Should this just be IP_SRCADDR?

> +		{
> +			struct sockaddr_in *dst_addr;
> +
> +			if (cmsg->cmsg_len != CMSG_LEN(sizeof(struct sockaddr_in)))
> +				return -EINVAL;
> +			dst_addr = (struct sockaddr_in *)CMSG_DATA(cmsg);
> +			ipc->port = dst_addr->sin_port;
> +			ipc->addr = dst_addr->sin_addr.s_addr;
> +			break;
> +		}
>  		case IP_TTL:
>  			if (cmsg->cmsg_len != CMSG_LEN(sizeof(int)))
>  				return -EINVAL;
> diff --git a/net/ipv4/udp.c b/net/ipv4/udp.c
> index 49c622e743e8..208cee40c0ec 100644
> --- a/net/ipv4/udp.c
> +++ b/net/ipv4/udp.c
> @@ -1060,6 +1060,7 @@ int udp_sendmsg(struct sock *sk, struct msghdr *msg, size_t len)
>  	DECLARE_SOCKADDR(struct sockaddr_in *, usin, msg->msg_name);
>  	struct flowi4 fl4_stack;
>  	struct flowi4 *fl4;
> +	__u8 flow_flags = inet_sk_flowi_flags(sk);
>  	int ulen = len;
>  	struct ipcm_cookie ipc;
>  	struct rtable *rt = NULL;
> @@ -1179,6 +1180,39 @@ int udp_sendmsg(struct sock *sk, struct msghdr *msg, size_t len)
>  		}
>  	}
>  
> +	/* If we're egressing with a different source address and/or port, we
> +	 * perform a reverse socket lookup.  The rationale behind this is that
> +	 * we can allow return UDP traffic that has ingressed through sk_lookup
> +	 * to also egress correctly.

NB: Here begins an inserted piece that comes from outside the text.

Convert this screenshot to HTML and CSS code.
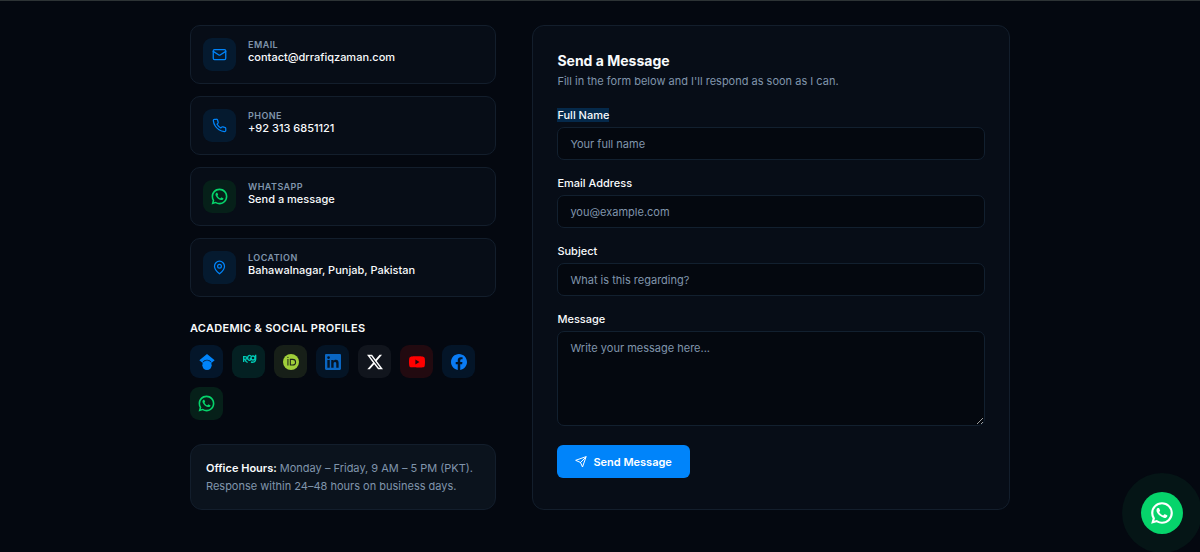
FILE: index.html
```html
<!DOCTYPE html>
<html lang="en">
<head>
  <meta charset="UTF-8" />
  <title>Contact - Dr Rafiq Zaman</title>
  <meta name="viewport" content="width=device-width, initial-scale=1.0" />
  <link rel="stylesheet" href="styles.css">
</head>
<body>

<!-- Shared icon shapes -->
<svg class="sprite" width="0" height="0" aria-hidden="true">
  <symbol id="whatsapp" viewBox="0 0 24 24">
    <path fill="currentColor" d="M7.254 18.494l.724.423A7.95 7.95 0 0 0 12 20a8 8 0 1 0-8-8c0 1.436.378 2.813 1.084 4.024l.423.724-.653 2.401 2.4-.655ZM2.005 22l1.352-4.968A9.95 9.95 0 0 1 2 12C2 6.477 6.477 2 12 2s10 4.477 10 10-4.477 10-10 10a9.95 9.95 0 0 1-5.03-1.355L2.005 22ZM8.392 7.308c.134-.01.268-.01.403-.004.054.004.108.01.162.016.159.018.334.115.393.249.298.676.588 1.357.868 2.04.062.151.025.347-.093.537-.06.097-.154.233-.263.372-.113.145-.356.411-.356.411s-.099.118-.061.265c.014.056.06.137.102.205l.059.095c.256.427.6.86 1.02 1.268.12.116.237.235.363.346.468.413.998.75 1.57 1l.257.111c.062.026.126.05.191.067.024.006.048.01.073.011.161.01.255-.094.295-.142.723-.876.79-.933.795-.933.095-.1.244-.135.378-.127.06.004.121.016.176.041.532.243 1.402.621 1.402.621l.581.262c.098.047.187.157.191.265.003.067.01.175-.014.373-.031.258-.11.57-.188.733-.055.115-.126.216-.209.302-.113.117-.196.187-.331.288l-.125.09c-.139.088-.217.131-.383.22-.257.136-.541.215-.833.23-.185.01-.37.023-.556.013-.008 0-.568-.087-.568-.087a9.45 9.45 0 0 1-3.84-2.046c-.226-.198-.435-.413-.649-.626-.889-.885-1.562-1.84-1.97-2.742A3.5 3.5 0 0 1 6.9 9.62c-.004-.607.195-1.198.565-1.68.073-.094.142-.193.261-.305.127-.12.207-.184.294-.228.115-.059.242-.09.372-.1Z"/>
  </symbol>
</svg>

<main class="contact">
  <section class="info">
    <div class="info-list">
      <a class="card info-card" href="mailto:contact@drrafiqzaman.com">
        <span class="icon-box blue">
          <svg class="line-icon" viewBox="0 0 24 24"><rect x="2" y="4" width="20" height="16" rx="2"/><path d="m22 7-8.97 5.7a1.94 1.94 0 0 1-2.06 0L2 7"/></svg>
        </span>
        <span class="info-text">
          <span class="info-label">Email</span>
          <span class="info-value">contact@drrafiqzaman.com</span>
        </span>
      </a>
      <a class="card info-card" href="tel:+923136851121">
        <span class="icon-box blue">
          <svg class="line-icon" viewBox="0 0 24 24"><path d="M22 16.92v3a2 2 0 0 1-2.18 2 19.79 19.79 0 0 1-8.63-3.07 19.5 19.5 0 0 1-6-6 19.79 19.79 0 0 1-3.07-8.67A2 2 0 0 1 4.11 2h3a2 2 0 0 1 2 1.72 12.84 12.84 0 0 0 .7 2.81 2 2 0 0 1-.45 2.11L8.09 9.91a16 16 0 0 0 6 6l1.27-1.27a2 2 0 0 1 2.11-.45 12.84 12.84 0 0 0 2.81.7A2 2 0 0 1 22 16.92z"/></svg>
        </span>
        <span class="info-text">
          <span class="info-label">Phone</span>
          <span class="info-value">+92 313 6851121</span>
        </span>
      </a>
      <a class="card info-card" href="https://wa.me/923136851121">
        <span class="icon-box green">
          <svg class="brand-icon"><use href="#whatsapp"/></svg>
        </span>
        <span class="info-text">
          <span class="info-label">WhatsApp</span>
          <span class="info-value">Send a message</span>
        </span>
      </a>
      <div class="card info-card">
        <span class="icon-box blue">
          <svg class="line-icon" viewBox="0 0 24 24"><path d="M20 10c0 6-8 12-8 12s-8-6-8-12a8 8 0 0 1 16 0Z"/><circle cx="12" cy="10" r="3"/></svg>
        </span>
        <span class="info-text">
          <span class="info-label">Location</span>
          <span class="info-value">Bahawalnagar, Punjab, Pakistan</span>
        </span>
      </div>
    </div>

    <h3 class="social-title">Academic &amp; Social Profiles</h3>
    <div class="socials">
      <a class="icon-box scholar" href="#" aria-label="Google Scholar">
        <svg class="brand-icon" viewBox="0 0 24 24"><path fill="#0084fa" d="M12 0 0.5 9.4 5 13.3a7.5 7.5 0 0 1 14 0l4.5-3.9z"/><circle cx="12" cy="17" r="7" fill="#0084fa"/><path d="M5 12h14l-1.4 2.6H6.4z" fill="#0084fa"/><path d="M5.4 14.2a7.2 7.2 0 0 1 13.2 0" fill="none" stroke="#0470d2" stroke-width="1"/></svg>
      </a>
      <a class="icon-box researchgate" href="#" aria-label="ResearchGate">
        <svg class="brand-icon" viewBox="0 0 24 24" fill="none" stroke="currentColor" stroke-width="2"><path d="M4 3v9M3 4h3c4 0 4 4 0 4H4m2 0c1 2 2 5 4 4M15 3c-3-2-5 0-5 3s3 5 5 2V7h-2"/><circle cx="18" cy="6" r="3"/><path d="M22 1v7c0 4-4 5-7 4"/></svg>
      </a>
      <a class="icon-box orcid" href="#" aria-label="ORCID">
        <svg class="brand-icon" viewBox="0 0 24 24"><circle cx="12" cy="12" r="12" fill="#a0cf3a"/><g fill="none" stroke="#1b2419" stroke-width="1.6"><path d="M7.4 7.4v9.8M11 8.1h3.4c6 0 6 8.5 0 8.5H11z"/></g><circle cx="7.4" cy="5" r="1" fill="#1b2419"/></svg>
      </a>
      <a class="icon-box linkedin" href="#" aria-label="LinkedIn">
        <svg class="brand-icon" viewBox="0 0 24 24"><path fill="currentColor" d="M20.447 20.452h-3.554v-5.569c0-1.328-.027-3.037-1.852-3.037-1.853 0-2.136 1.445-2.136 2.939v5.667H9.351V9h3.414v1.561h.046c.477-.9 1.637-1.85 3.37-1.85 3.601 0 4.267 2.37 4.267 5.455v6.286zM5.337 7.433a2.062 2.062 0 1 1 0-4.125 2.062 2.062 0 0 1 0 4.125zm1.782 13.019H3.555V9h3.564v11.452zM22.225 0H1.771C.792 0 0 .774 0 1.729v20.542C0 23.227.792 24 1.771 24h20.451C23.2 24 24 23.227 24 22.271V1.729C24 .774 23.2 0 22.222 0z"/></svg>
      </a>
      <a class="icon-box x" href="#" aria-label="X">
        <svg class="brand-icon" viewBox="0 0 24 24"><path fill="currentColor" d="M18.9 1.15h3.68l-8.04 9.19L24 22.85h-7.41l-5.8-7.59-6.64 7.59H.46l8.6-9.83L0 1.15h7.59l5.25 6.93zM17.61 20.64h2.04L6.49 3.24H4.3z"/></svg>
      </a>
      <a class="icon-box youtube" href="#" aria-label="YouTube">
        <svg class="brand-icon" viewBox="0 0 24 24"><path fill="currentColor" d="M23.498 6.186a3.016 3.016 0 0 0-2.122-2.136C19.505 3.545 12 3.545 12 3.545s-7.505 0-9.377.505A3.017 3.017 0 0 0 .502 6.186C0 8.07 0 12 0 12s0 3.93.502 5.814a3.016 3.016 0 0 0 2.122 2.136c1.871.505 9.376.505 9.376.505s7.505 0 9.377-.505a3.015 3.015 0 0 0 2.122-2.136C24 15.93 24 12 24 12s0-3.93-.502-5.814zM9.545 15.568V8.432L15.818 12l-6.273 3.568z"/></svg>
      </a>
      <a class="icon-box facebook" href="#" aria-label="Facebook">
        <svg class="brand-icon" viewBox="0 0 24 24"><path fill="currentColor" d="M24 12.073c0-6.627-5.373-12-12-12s-12 5.373-12 12c0 5.99 4.388 10.954 10.125 11.854v-8.385H7.078v-3.47h3.047V9.43c0-3.007 1.792-4.669 4.533-4.669 1.312 0 2.686.235 2.686.235v2.953H15.83c-1.491 0-1.956.925-1.956 1.874v2.25h3.328l-.532 3.47h-2.796v8.385C19.612 23.027 24 18.062 24 12.073z"/></svg>
      </a>
      <a class="icon-box green" href="#" aria-label="WhatsApp">
        <svg class="brand-icon large"><use href="#whatsapp"/></svg>
      </a>
    </div>

    <p class="card hours"><strong>Office Hours:</strong> Monday – Friday, 9 AM – 5 PM (PKT). Response within 24–48 hours on business days.</p>
  </section>

  <section class="card form-card">
    <h2>Send a Message</h2>
    <p class="subtitle">Fill in the form below and I'll respond as soon as I can.</p>
    <form>
      <div class="field">
        <label for="name"><span class="selected">Full Name</span></label>
        <input id="name" type="text" placeholder="Your full name" />
      </div>
      <div class="field">
        <label for="email">Email Address</label>
        <input id="email" type="email" placeholder="you@example.com" />
      </div>
      <div class="field">
        <label for="subject">Subject</label>
        <input id="subject" type="text" placeholder="What is this regarding?" />
      </div>
      <div class="field">
        <label for="message">Message</label>
        <textarea id="message" placeholder="Write your message here..."></textarea>
      </div>
      <button class="send-btn" type="submit">
        <svg viewBox="0 0 24 24"><path d="m22 2-7 20-4-9-9-4Z"/><path d="M22 2 11 13"/></svg>
        Send Message
      </button>
    </form>
  </section>
</main>

<a class="whatsapp-float" href="https://wa.me/923136851121" aria-label="Chat on WhatsApp">
  <svg><use href="#whatsapp"/></svg>
</a>

</body>
</html>
```
FILE: styles.css
```css
* {
  box-sizing: border-box;
}

body {
  margin: 0;
  background: #040810;
  color: #f8fafc;
  font-family: Inter, "Liberation Sans", sans-serif;
  font-size: 11px;
  line-height: 16px;
  border-top: 1px solid #2d3335;
}

h2, h3, p {
  margin: 0;
}

a {
  color: inherit;
  text-decoration: none;
}

.sprite {
  position: absolute;
}

.contact {
  display: grid;
  grid-template-columns: repeat(5, 1fr);
  gap: 36px;
  max-width: 856px;
  margin: 0 auto;
  padding: 24px 18px 41px;
}

.info {
  grid-column: span 2;
}

.card {
  background: #070d17;
  border: 1px solid #131e2c;
  border-radius: 10px;
}

.info-list {
  display: flex;
  flex-direction: column;
  gap: 12px;
}

.info-card {
  display: flex;
  gap: 12px;
  padding: 12px;
}

.info-text {
  display: flex;
  flex-direction: column;
}

.info-label {
  font-size: 9px;
  line-height: 13px;
  font-weight: 600;
  letter-spacing: 0.05em;
  text-transform: uppercase;
  color: #8095ac;
}

.info-value {
  line-height: 13px;
  font-weight: 500;
}

.icon-box {
  flex: none;
  display: flex;
  align-items: center;
  justify-content: center;
  width: 33px;
  height: 33px;
  border-radius: 9px;
}

.line-icon {
  width: 15px;
  height: 15px;
  fill: none;
  stroke: currentColor;
  stroke-width: 2;
  stroke-linecap: round;
  stroke-linejoin: round;
}

.brand-icon {
  width: 16px;
  height: 16px;
}

.info-card .brand-icon,
.brand-icon.large {
  width: 19px;
  height: 19px;
}

.blue { background: #051a2f; color: #0084fa; }
.green { background: #062019; color: #06d46b; }
.scholar { background: #04162a; }
.researchgate { background: #042022; color: #00c9b5; }
.orcid { background: #171f18; }
.linkedin { background: #041425; color: #0a66c2; }
.x { background: #11151d; color: #fff; }
.youtube { background: #220a10; color: #ff0000; }
.facebook { background: #041528; color: #0a7cf5; }

.social-title {
  margin: 23px 0 9px;
  font-size: 11px;
  font-weight: 600;
  letter-spacing: 0.025em;
  text-transform: uppercase;
}

.socials {
  display: flex;
  flex-wrap: wrap;
  gap: 9px;
}

.hours {
  margin-top: 24px;
  padding: 14px 15px;
  border-radius: 12px;
  background: #0b131d;
  line-height: 18px;
  color: #8095ac;
}

.hours strong {
  font-weight: 600;
  color: #f8fafc;
}

.form-card {
  grid-column: span 3;
  padding: 24px;
  border-radius: 12px;
}

.form-card h2 {
  font-size: 14px;
  line-height: 21px;
  font-weight: 700;
}

.subtitle {
  margin: 2px 0 18px;
  color: #8095ac;
}

.field {
  display: flex;
  flex-direction: column;
  gap: 4px;
  margin-bottom: 15px;
}

.field label {
  font-weight: 500;
}

.selected {
  background: #05294a;
}

input, textarea {
  width: 100%;
  padding: 8px 12px;
  font: inherit;
  color: inherit;
  background: #04080f;
  border: 1px solid #12202f;
  border-radius: 7px;
}

input {
  height: 33px;
}

textarea {
  display: block;
  height: 95px;
  resize: vertical;
}

input::placeholder, textarea::placeholder {
  color: #8095ac;
  opacity: 1;
}

.send-btn {
  display: flex;
  align-items: center;
  gap: 6px;
  height: 33px;
  margin-top: 19px;
  padding: 0 18px;
  border: none;
  border-radius: 6px;
  background: #0084fa;
  color: #fff;
  font: inherit;
  font-weight: 600;
  cursor: pointer;
}

.send-btn svg {
  width: 12px;
  height: 12px;
  fill: none;
  stroke: currentColor;
  stroke-width: 2;
  stroke-linecap: round;
  stroke-linejoin: round;
}

.whatsapp-float {
  position: fixed;
  right: 17px;
  bottom: 18px;
  display: flex;
  align-items: center;
  justify-content: center;
  width: 42px;
  height: 42px;
  border-radius: 50%;
  background: #06d46b;
  color: #fff;
  box-shadow: 0 0 0 19px #051516;
}

.whatsapp-float svg {
  width: 26px;
  height: 26px;
}

@media (max-width: 700px) {
  .info, .form-card {
    grid-column: 1 / -1;
  }
}
```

In case this the reverse lookup fails.
> +	 *
> +	 * The lookup is performed if either source address and/or port
> +	 * changed, and neither is "0".
> +	 */
> +	if (static_branch_unlikely(&bpf_sk_lookup_enabled) &&
> +	    !connected &&
> +	    (ipc.port && ipc.addr) &&
> +	    (inet->inet_saddr != ipc.addr || inet->inet_sport != ipc.port)) {
> +		struct sock *sk_egress;
> +
> +		bpf_sk_lookup_run_v4(sock_net(sk), IPPROTO_UDP,
> +				     daddr, dport, ipc.addr, ntohs(ipc.port),
> +				     1, &sk_egress);

Does this need to use a bpf helper rather than a normal route lookup
function?

I don't know this func, but the sk is returned without a reference
taken?

> +		if (IS_ERR_OR_NULL(sk_egress) || sk_egress != sk) {
> +			net_info_ratelimited("No reverse socket lookup match for local addr %pI4:%d remote addr %pI4:%d\n",
> +					     &ipc.addr, ntohs(ipc.port), &daddr,
> +					     ntohs(dport));

No need for logging to the kernel log when syscalls can just return an
error.

> +		} else {
> +			/* Override the source port to use with the one we got
> +			 * in cmsg, and tell routing to let us use a non-local
> +			 * address. Otherwise route lookups will fail with
> +			 * non-local source address when IP_TRANSPARENT isn't
> +			 * set.
> +			 */
> +			inet->inet_sport = ipc.port;
> +			flow_flags |= FLOWI_FLAG_ANYSRC;
> +		}
> +	}
> +
>  	saddr = ipc.addr;
>  	ipc.addr = faddr = daddr;
>  
> @@ -1223,7 +1257,6 @@ int udp_sendmsg(struct sock *sk, struct msghdr *msg, size_t len)
>  
>  	if (!rt) {
>  		struct net *net = sock_net(sk);
> -		__u8 flow_flags = inet_sk_flowi_flags(sk);
>  
>  		fl4 = &fl4_stack;
>  
> 
> -- 
> 2.34.1
>
Jakub Sitnicki Sept. 23, 2024, 2:34 p.m. UTC | #2
Just an FYI to the reviewers -

Tiago is out this week, so his reponses will be delayed.